Suleikha Snyder: Thank you! And now I want cake. It’s funny, but in exploring so many different pairings, I’m actually slowly coming to a more traditional place in my writing. I like to joke that I’m getting less erotic as I go on. More contemporary, with happily-ever-afters and happy-for-nows. My very first short was a male/male football player-and-PR-guy hook-up. Now, my latest story is based on the classic Beauty and the Beast, and while there is a gay subplot, it’s so painfully chaste that it will break your heart. I hope. Because I want to tell all kinds of stories…things that cross the sexual spectrum, the racial spectrum, the religious spectrum, and build on all of those different areas. Come to think of it, that’s like a layer cake, too!

Solace Ames: Oh, that reminds me…I know writers get a lot of advice not to use food metaphors for people. Well, we erotic writers of color are sometimes allowed to break that rule—as long as we don’t abuse the chocolate-and-almonds clichés. It’s hard and we don’t get a lot of respect, but there are perks of the job, too.

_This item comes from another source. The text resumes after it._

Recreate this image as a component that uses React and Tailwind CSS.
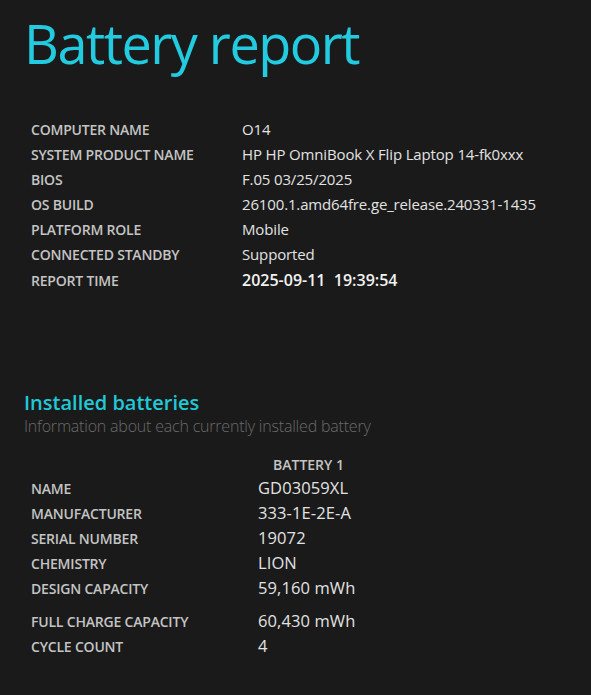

Suleikha Snyder: Dude. Don’t break that rule around me. I could rant about that for ages.

Solace Ames: I write too much oral sex to follow that rule religiously!

Suleikha Snyder: This is where I have to use an emoticon, Solace. o_O I’m also taking away your chocolate and your almonds. And crossing my legs.

Solace Ames and Suleikha Snyder are both writers of erotic romance in their thirties. Suleikha is known for her Bollywood romances with Samhain Publishing, and Solace Ames has a series of BDSM erotic romances coming out with Carina Press. They’ve been writing and playing the erotic field for several years.